2012-12-07 Thread David Lang

On Fri, 7 Dec 2012, Fabio Sangiovanni wrote:


acronym alert, what does AMQP stand for?

It's a standard protocol to communicate with message queueing systems.


the nice thing about standards is that there are so many to choose from

and

http://xkcd.com/927/


http://www.amqp.org/


it's vision sounds nice To become the standard protocol for interoperability 
between all messaging middleware


but it's yet another standard to compete with all the others


http://en.wikipedia.org/wiki/Advanced_Message_Queuing_Protocol

Message queueing system implementations that support AMQP: RabbitMQ, Apache QPid


It would not be that hard to get AMQP added to rsyslog, you would just need to 
have someone either write input and output modules (probably adapted from the 
0mq modules to start with), or sponsor development through Adiscon professional 
services (e-mail Rainer directly to get a quote, it's usually surprisingly 
cheap)



persistent on-disk queues are already an option.

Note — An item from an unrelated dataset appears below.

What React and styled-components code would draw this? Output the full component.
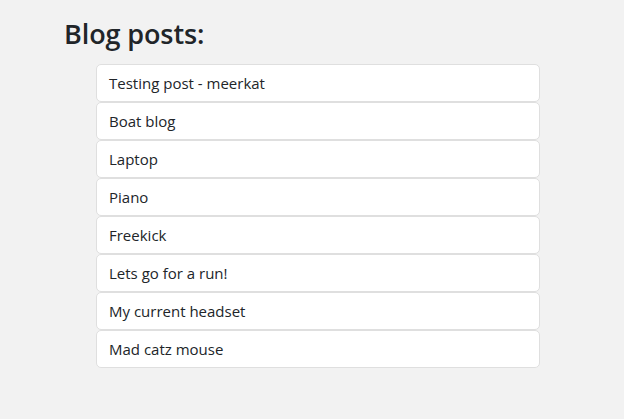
import styled, { createGlobalStyle } from "styled-components"

const GlobalStyle = createGlobalStyle`
  body {
    margin: 0;
    background-color: #f2f2f2;
    font-family: "Open Sans", "Noto Sans", sans-serif;
    color: #212529;
  }
`

const Page = styled.div`
  padding: 14px 0 0 64px;
`

const Title = styled.h1`
  margin: 0 0 10px 0;
  font-size: 27px;
  font-weight: 600;
  line-height: 40px;
  letter-spacing: -0.1px;
`

const List = styled.ul`
  list-style: none;
  margin: 0 0 0 32px;
  padding: 0;
  width: 444px;
  display: flex;
  flex-direction: column;
`

const Item = styled.li`
  box-sizing: border-box;
  height: 38px;
  display: flex;
  align-items: center;
  padding: 0 12px;
  background-color: #fff;
  border: 1px solid #dfdfdf;
  border-radius: 5px;
  font-size: 15px;
`

const posts = [
  "Testing post - meerkat",
  "Boat blog",
  "Laptop",
  "Piano",
  "Freekick",
  "Lets go for a run!",
  "My current headset",
  "Mad catz mouse",
]

const App = () => {
  return (
    <>
      <GlobalStyle />
      <Page>
        <Title>Blog posts:</Title>
        <List>
          {posts.map((p) => (
            <Item key={p}>{p}</Item>
          ))}
        </List>
      </Page>
    </>
  )
}

export default App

Yes, and I'd be happy to use them together with an AMQP output plugin for 
reliable massive log processing.


rsyslog already supports Reliable Event Logging Protocol (RELP), and 0MQ options 
for reliable massive log processing. This would just be one additional option 
(and there's nothing wrong with supporting lots of options)


My logging system processed 18B lines of logs in October, it's handled 93K lines 
of logs in a single second, and I've tested it up to 380K lines of logs per 
second (effectivly gig-E wire speed), and others have used rsyslog in 
environments where they have tested it to 1M lines of logs per second.


However, reliable is a relative term. reliability and performance tend to be 
opposed and you have to make tradeoffs between the two.